What if someone with the insurance company does something to cause you to believe you have coverage that you do not have? Mason County lawyers should read this 2008, Texas Supreme Court opinion. It is styled, Ulico Casualty Company v. APA.
In this case, the court considered what has become known as the “Wilkinson exception” to the general rule that coverage cannot be created by estoppels or waiver. The Wilkinson exception stated that if a carrier undertook to defend an insured without issuing a proper reservation of rights that identified all policy defense then known to the carrier, and the insured was prejudiced, then the carrier was estopped to deny coverage and had waived its policy defenses.
In Ulico, the insured reported a claim after the claims-made-and-reported policy had expired. The carrier mistakenly agreed to defend the insured. The carrier issued two reservation of rights, sent the insured’s counsel litigation guidelines, and stated that Ulico agreed to reimburse the insured for reasonable defense expenses. The attorney submitted his invoice of $635,000.00.
Ulico filed a declaratory judgment action seeking a determination that it did not have a duty to defend the insured. The insured counterclaimed and won at trial and on appeal. The Court found that the carrier had waived its rights and was estopped from denying coverage.
This Court held that Ulico’s policy coverage was not expanded by either the doctrine of waiver or the doctrine of estoppel. If there is no coverage, then neither estoppels or waiver can be used to expand coverage which is non-existent. The Court specifically rejected the holding in Wilkinson.
However, the Court went on to hold that if an insured is prejudiced by a carrier, the carrier can be liable. The Court stated that “Under the circumstances, insurer’s who take control of the insured’s defense without a valid reservation of rights or non-waiver agreement can and should be prevented from denying benefits that would have been payable had the claim been covered because the insured is actually prejudiced by the insurer’s actions. … But the possibility that an apparent conflict of interest might arise under the circumstances is insufficient justification for judicially rewriting the parties’ agreement.

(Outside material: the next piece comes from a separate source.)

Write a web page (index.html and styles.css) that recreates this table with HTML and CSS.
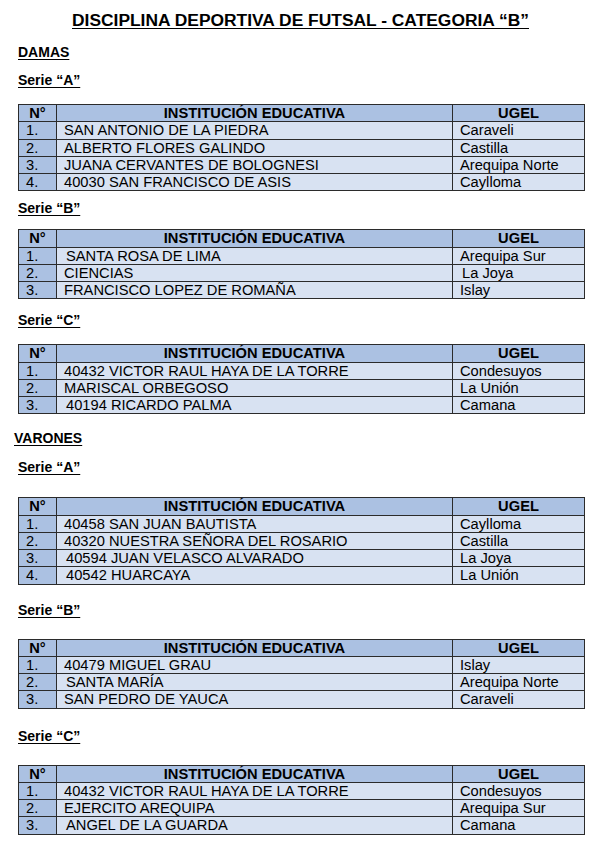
FILE: index.html
```html
<!DOCTYPE html>
<html lang="es">
<head>
<meta charset="utf-8">
<title>Disciplina deportiva de futsal</title>
<link rel="stylesheet" href="styles.css">
</head>
<body>
<div class="page">
  <h1 class="title">DISCIPLINA DEPORTIVA DE FUTSAL - CATEGORIA “B”</h1>

  <h2 class="cat g14">DAMAS</h2>
  <h3 class="serie g12">Serie “A”</h3>
  <table class="tbl g16">
    <tr><th class="n">N°</th><th>INSTITUCIÓN EDUCATIVA</th><th class="u">UGEL</th></tr>
    <tr><td class="n">1.</td><td>SAN ANTONIO DE LA PIEDRA</td><td>Caraveli</td></tr>
    <tr><td class="n">2.</td><td>ALBERTO FLORES GALINDO</td><td>Castilla</td></tr>
    <tr><td class="n">3.</td><td>JUANA CERVANTES DE BOLOGNESI</td><td>Arequipa Norte</td></tr>
    <tr><td class="n">4.</td><td>40030 SAN FRANCISCO DE ASIS</td><td>Caylloma</td></tr>
  </table>

  <h3 class="serie g9">Serie “B”</h3>
  <table class="tbl g13">
    <tr><th class="n">N°</th><th>INSTITUCIÓN EDUCATIVA</th><th class="u">UGEL</th></tr>
    <tr><td class="n">1.</td><td class="ind">SANTA ROSA DE LIMA</td><td>Arequipa Sur</td></tr>
    <tr><td class="n">2.</td><td>CIENCIAS</td><td class="ind">La Joya</td></tr>
    <tr><td class="n">3.</td><td>FRANCISCO LOPEZ DE ROMAÑA</td><td>Islay</td></tr>
  </table>

  <h3 class="serie g13">Serie “C”</h3>
  <table class="tbl g16">
    <tr><th class="n">N°</th><th>INSTITUCIÓN EDUCATIVA</th><th class="u">UGEL</th></tr>
    <tr><td class="n">1.</td><td>40432 VICTOR RAUL HAYA DE LA TORRE</td><td>Condesuyos</td></tr>
    <tr><td class="n">2.</td><td>MARISCAL ORBEGOSO</td><td>La Unión</td></tr>
    <tr><td class="n">3.</td><td class="ind">40194 RICARDO PALMA</td><td>Camana</td></tr>
  </table>

  <h2 class="cat varones g16">VARONES</h2>
  <h3 class="serie g13">Serie “A”</h3>
  <table class="tbl g22">
    <tr><th class="n">N°</th><th>INSTITUCIÓN EDUCATIVA</th><th class="u">UGEL</th></tr>
    <tr><td class="n">1.</td><td>40458 SAN JUAN BAUTISTA</td><td>Caylloma</td></tr>
    <tr><td class="n">2.</td><td>40320 NUESTRA SEÑORA DEL ROSARIO</td><td>Castilla</td></tr>
    <tr><td class="n">3.</td><td class="ind">40594 JUAN VELASCO ALVARADO</td><td>La Joya</td></tr>
    <tr><td class="n">4.</td><td class="ind">40542 HUARCAYA</td><td>La Unión</td></tr>
  </table>

  <h3 class="serie g17">Serie “B”</h3>
  <table class="tbl g21">
    <tr><th class="n">N°</th><th>INSTITUCIÓN EDUCATIVA</th><th class="u">UGEL</th></tr>
    <tr><td class="n">1.</td><td>40479 MIGUEL GRAU</td><td>Islay</td></tr>
    <tr><td class="n">2.</td><td class="ind">SANTA MARÍA</td><td>Arequipa Norte</td></tr>
    <tr><td class="n">3.</td><td>SAN PEDRO DE YAUCA</td><td>Caraveli</td></tr>
  </table>

  <h3 class="serie g19">Serie “C”</h3>
  <table class="tbl g21">
    <tr><th class="n">N°</th><th>INSTITUCIÓN EDUCATIVA</th><th class="u">UGEL</th></tr>
    <tr><td class="n">1.</td><td>40432 VICTOR RAUL HAYA DE LA TORRE</td><td>Condesuyos</td></tr>
    <tr><td class="n">2.</td><td>EJERCITO AREQUIPA</td><td>Arequipa Sur</td></tr>
    <tr><td class="n">3.</td><td class="ind">ANGEL DE LA GUARDA</td><td>Camana</td></tr>
  </table>
</div>
</body>
</html>
```
FILE: styles.css
```css
html, body {
  margin: 0;
  padding: 0;
  background: #ffffff;
}
body {
  font-family: "Liberation Sans", Arial, sans-serif;
  color: #000;
}
.page {
  padding: 10px 8px 0 18px;
  width: 567px;
}
.title {
  margin: 0;
  font-size: 17.4px;
  line-height: 20px;
  font-weight: bold;
  text-align: center;
  text-decoration: underline;
  text-underline-offset: 2px;
  padding-right: 2px;
}
.cat, .serie {
  margin: 0;
  font-size: 14px;
  line-height: 16px;
  font-weight: bold;
  text-decoration: underline;
  text-underline-offset: 2px;
}
.varones {
  margin-left: -4px;
}
.g9 { margin-top: 9px; }
.g12 { margin-top: 12px; }
.g13 { margin-top: 13px; }
.g14 { margin-top: 14px; }
.g16 { margin-top: 16px; }
.g17 { margin-top: 17px; }
.g19 { margin-top: 19px; }
.g21 { margin-top: 21px; }
.g22 { margin-top: 22px; }

.tbl {
  border-collapse: collapse;
  width: 567px;
  table-layout: fixed;
  font-size: 14.7px;
}
.tbl th, .tbl td {
  border: 1px solid #2b2b2b;
  height: 16.25px;
  line-height: 16px;
  padding: 0 0 0 7px;
  white-space: nowrap;
  overflow: hidden;
  background: #d8e2f2;
  text-align: left;
}
.tbl th {
  background: #abc1e2;
  font-weight: bold;
  text-align: center;
  padding: 0;
}
.tbl .n {
  width: 37px;
  background: #abc1e2;
}
.tbl th.u {
  width: 131px;
}
.tbl td.ind {
  padding-left: 9px;
}
```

When an insurer’s defense of or controlling the defense of the insured prejudices an insured, as happened in Tilley and Acel, the insurer cannot escape liability for the detriment its actions caused its insured. In those cases, the insurer was estopped from refusing to pay the damages its actions caused, but there was no rewriting of the insurance contract. We think Tilley’s rule, ethical rules applicable to attorneys defending insureds, and the doctrine of estoppel all work to protect an insured without the necessity of remolding the doctrines of waiver and estoppel to create an anomaly in the law by judicially rewriting agreements between insurers and insureds.”
In sum, if an insurer defends its insured when no coverage for the risk exists, the insurer’s policy is not expanded to cover the risk simply because the insurer assumes control of the lawsuit defense. But, if the insurer’s actions prejudice the insured, the lack of coverage does not preclude the insured from asserting an estoppel theory to recover for any damages it sustains because of the insurer’s actions.